Lukman Bukan Begitu, Mari Kita Belajar Padanya

Oleh: Ahmad Saleh Tabibuddin

Dalam riuh perdebatan yang tak kunjung reda, nama Lukman kembali menjadi semacam episentrum. Ia ditarik ke kanan, diulur ke kiri, diputar ke segala arah, seolah dirinya adalah pusat segala perkara. Padahal, jika kita mau jujur, Lukman bukanlah begitu seperti yang dicitrakan oleh sebagian kawan. Ia bukan sosok yang sekadar “ngelentong” atau melontarkan kalimat berbalut ironi tanpa makna. Justru, di balik gaya bahasanya yang kadang meletup, ia tengah mengajarkan sesuatu yang tidak semua orang bisa cerna dengan baik: seni mengganggu kenyamanan berpikir.

Ahmad Saleh Tabibuddin

Lukman, sebagaimana kita tahu, sering tampil seperti orang yang sengaja memantik api di tungku yang sudah nyala. Ia tidak menaburkan air untuk memadamkan, tetapi juga tidak menambah minyak agar membara. Ia hanya menaruh sejumput garam ke dalam bara itu, agar kita mencium baunya, menoleh, lalu sadar bahwa ada yang sedang terbakar di sekitar kita. Dari sinilah sebenarnya kita perlu belajar padanya, bukan sekadar menyalahkan gaya tutur atau pilihan katanya.

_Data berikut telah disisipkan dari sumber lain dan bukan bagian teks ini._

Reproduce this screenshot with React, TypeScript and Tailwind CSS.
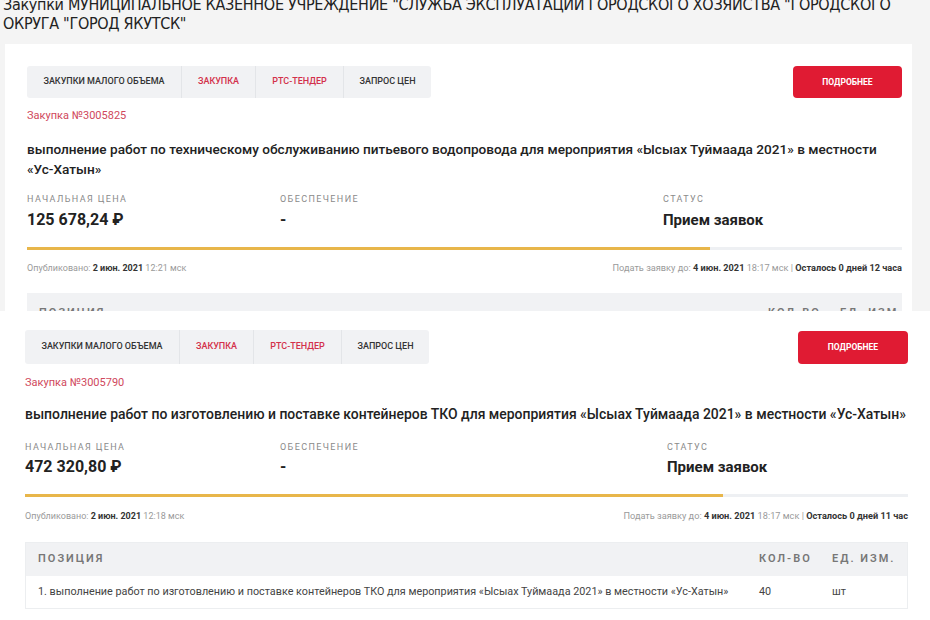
import React from 'react'

const TABS = [
  { label: 'Закупки малого объема', w: 'w-[154px]', red: false },
  { label: 'Закупка', w: 'w-[74px]', red: true },
  { label: 'РТС-тендер', w: 'w-[88px]', red: true },
  { label: 'Запрос цен', w: 'w-[88px]', red: false },
]

function Tabs({ tall }: { tall?: boolean }) {
  return (
    <div className={`flex rounded-[3px] bg-[#f1f2f4] ${tall ? 'h-[34px]' : 'h-[32px]'}`}>
      {TABS.map((t, i) => (
        <div
          key={t.label}
          className={`${t.w} flex items-center justify-center text-[9px] font-medium uppercase ${
            t.red ? 'text-[#d3304a]' : 'text-[#333]'
          } ${i > 0 ? 'border-l border-[#e3e5e8]' : ''}`}
        >
          {t.label}
        </div>
      ))}
    </div>
  )
}

function MoreButton({ tall }: { tall?: boolean }) {
  return (
    <button
      className={`rounded-[4px] bg-[#e01b33] text-[8.5px] font-bold uppercase text-white ${
        tall ? 'h-[33px] w-[110px]' : 'h-[32px] w-[109px]'
      }`}
    >
      Подробнее
    </button>
  )
}

function Stats({ price, second }: { price: string; second?: boolean }) {
  return (
    <div className={`grid ${second ? 'grid-cols-[255px_387px_1fr]' : 'grid-cols-[253px_383px_1fr]'}`}>
      <div>
        <div className="text-[9px] leading-[12px] uppercase tracking-[1.4px] text-[#8a8a8a]">Начальная цена</div>
        <div className={`${second ? 'mt-[4px]' : 'mt-[5px]'} text-[16px] leading-[20px] font-bold text-[#222]`}>{price}</div>
      </div>
      <div>
        <div className="text-[9px] leading-[12px] uppercase tracking-[1.4px] text-[#8a8a8a]">Обеспечение</div>
        <div className={`${second ? 'mt-[4px]' : 'mt-[5px]'} text-[16px] leading-[20px] font-bold text-[#222]`}>-</div>
      </div>
      <div>
        <div className="text-[9px] leading-[12px] uppercase tracking-[1.4px] text-[#8a8a8a]">Статус</div>
        <div className={`${second ? 'mt-[4px]' : 'mt-[5px]'} text-[15px] leading-[20px] font-bold text-[#222]`}>Прием заявок</div>
      </div>
    </div>
  )
}

function Progress({ pct }: { pct: number }) {
  return (
    <div className="h-[3px] w-full bg-[#eef0f3]">
      <div className="h-full bg-[#e8b64a]" style={{ width: `${pct}%` }} />
    </div>
  )
}

function Meta({ pub, left }: { pub: string; left: string }) {
  return (
    <div className="flex items-center justify-between text-[9px] leading-[12px] text-[#9a9a9a]">
      <div>
        Опубликовано: <span className="font-bold text-[#333]">2 июн. 2021</span> {pub} мск
      </div>
      <div className="text-[9.2px]">
        Подать заявку до: <span className="font-bold text-[#333]">4 июн. 2021</span> 18:17 мск |{' '}
        <span className="font-bold text-[#333]">{left}</span>
      </div>
    </div>
  )
}

export default function App() {
  return (
    <div className="h-[620px] w-[930px] overflow-hidden bg-white" style={{ fontFamily: 'Roboto, "Open Sans", sans-serif' }}>
      {/* first screenshot, clipped */}
      <div className="h-[311px] overflow-hidden bg-[#f4f4f4]">
        <h1
          className="-mt-[5px] pl-[3px] pr-[15px] text-[16px] leading-[19px] tracking-[-0.3px] text-[#222]"
          style={{ fontFamily: '"Liberation Sans Narrow", "DejaVu Sans Condensed", sans-serif' }}
        >
          Закупки МУНИЦИПАЛЬНОЕ КАЗЕННОЕ УЧРЕЖДЕНИЕ "СЛУЖБА ЭКСПЛУАТАЦИИ ГОРОДСКОГО ХОЗЯЙСТВА "ГОРОДСКОГО ОКРУГА "ГОРОД ЯКУТСК"
        </h1>
        <div className="ml-[5px] mr-[18px] mt-[11px] bg-white pl-[22px] pr-[10px] pt-[22px]">
          <div className="flex items-start justify-between">
            <Tabs />
            <MoreButton />
          </div>
          <div className="mt-[11px] text-[11px] leading-[14px] text-[#d0485c]">Закупка №3005825</div>
          <div className="mt-[16px] pr-[4px] text-[13.6px] leading-[20px] font-medium text-[#222]">
            выполнение работ по техническому обслуживанию питьевого водопровода для мероприятия «Ысыах Туймаада 2021» в местности «Ус-Хатын»
          </div>
          <div className="mt-[14px]">
            <Stats price="125 678,24 ₽" />
          </div>
          <div className="mt-[17px]">
            <Progress pct={78} />
          </div>
          <div className="mt-[12px]">
            <Meta pub="12:21" left="Осталось 0 дней 12 часа" />
          </div>
          <div className="mt-[19px] flex h-[34px] whitespace-nowrap bg-[#f1f2f4] pt-[12px] text-[11px] font-semibold uppercase tracking-[2px] text-[#777]">
            <div className="flex-1 pl-[12px]">Позиция</div>
            <div className="w-[72px]">Кол-во</div>
            <div className="w-[62px]">Ед. изм.</div>
          </div>
        </div>
      </div>

      {/* second screenshot */}
      <div className="pl-[25px] pr-[22px] pt-[19px]">
        <div className="flex items-start justify-between">
          <Tabs tall />
          <div className="pt-[1px]">
            <MoreButton tall />
          </div>
        </div>
        <div className="mt-[12px] text-[11px] leading-[14px] text-[#d0485c]">Закупка №3005790</div>
        <div className="mt-[14px] whitespace-nowrap text-[13.95px] leading-[20px] font-medium text-[#222]">
          выполнение работ по изготовлению и поставке контейнеров ТКО для мероприятия «Ысыах Туймаада 2021» в местности «Ус-Хатын»
        </div>
        <div className="mt-[17px]">
          <Stats price="472 320,80 ₽" second />
        </div>
        <div className="mt-[17px]">
          <Progress pct={79} />
        </div>
        <div className="mt-[13px]">
          <Meta pub="12:18" left="Осталось 0 дней 11 час" />
        </div>
        <div className="mt-[20px] border border-[#eceef0]">
          <div className="flex h-[33px] items-center bg-[#f1f2f4] text-[11px] font-semibold uppercase tracking-[2px] text-[#777]">
            <div className="flex-1 pl-[12px]">Позиция</div>
            <div className="w-[73px]">Кол-во</div>
            <div className="w-[75px]">Ед. изм.</div>
          </div>
          <div className="flex h-[32px] items-center text-[10.8px] text-[#444]">
            <div className="flex-1 pl-[12px]">
              1. выполнение работ по изготовлению и поставке контейнеров ТКО для мероприятия «Ысыах Туймаада 2021» в местности «Ус-Хатын»
            </div>
            <div className="w-[73px]">40</div>
            <div className="w-[75px]">шт</div>
          </div>
        </div>
      </div>
    </div>
  )
}
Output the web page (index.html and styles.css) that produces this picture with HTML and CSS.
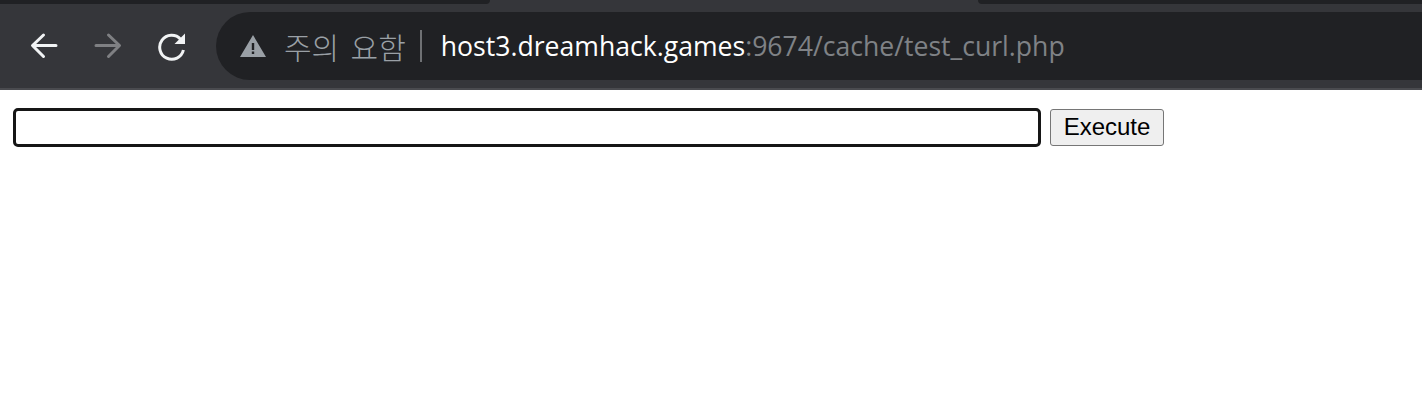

Kita bisa saja berkata “Lukman salah arah,” “Lukman terlampau keras,” atau bahkan “Lukman sedang mengajarkan tuan guru berwudhu.” Tetapi bukankah justru di situlah tantangannya? Bahwa terkadang kita butuh sosok yang berani melabrak pakem, agar pakem itu tidak membeku menjadi dogma. Mari kita bertanya: tanpa orang seperti Lukman, siapa yang akan mengusik kenyamanan kita dalam berpikir? Siapa yang akan mengingatkan kita bahwa perdebatan akademik, sosial, maupun filsafat tidak boleh jatuh menjadi rutinitas tanpa denyut?

Di titik ini, saya ingin menekankan: Lukman bukan begitu, dalam arti ia tidak bisa dipenjarakan hanya dengan satu label. Ia bukan sekadar pengganggu, bukan pula sekadar pengajar. Ia lebih tepat disebut penanda, bahwa percakapan kita masih hidup. Ia hadir sebagai cermin yang kadang retak, kadang bening, tetapi tetap memantulkan wajah kita sendiri. Maka, jangan buru-buru menutup cermin itu hanya karena kita tak suka pada bayangan yang ditampilkannya.

Mari kita belajar padanya, bukan dengan menelannya mentah-mentah, melainkan dengan menyaring. Belajar bahwa pikiran tak harus mulus, bahwa dialog tak harus selalu manis. Justru dari kerikil-kerikil yang dilempar Lukman itulah, jalan diskusi kita menjadi lebih terasa. Kalau perdebatan ini hendak ditutup, biarlah ditutup dengan kesadaran: bukan Lukman yang keliru, melainkan kita yang terlalu malas untuk menafsirkan.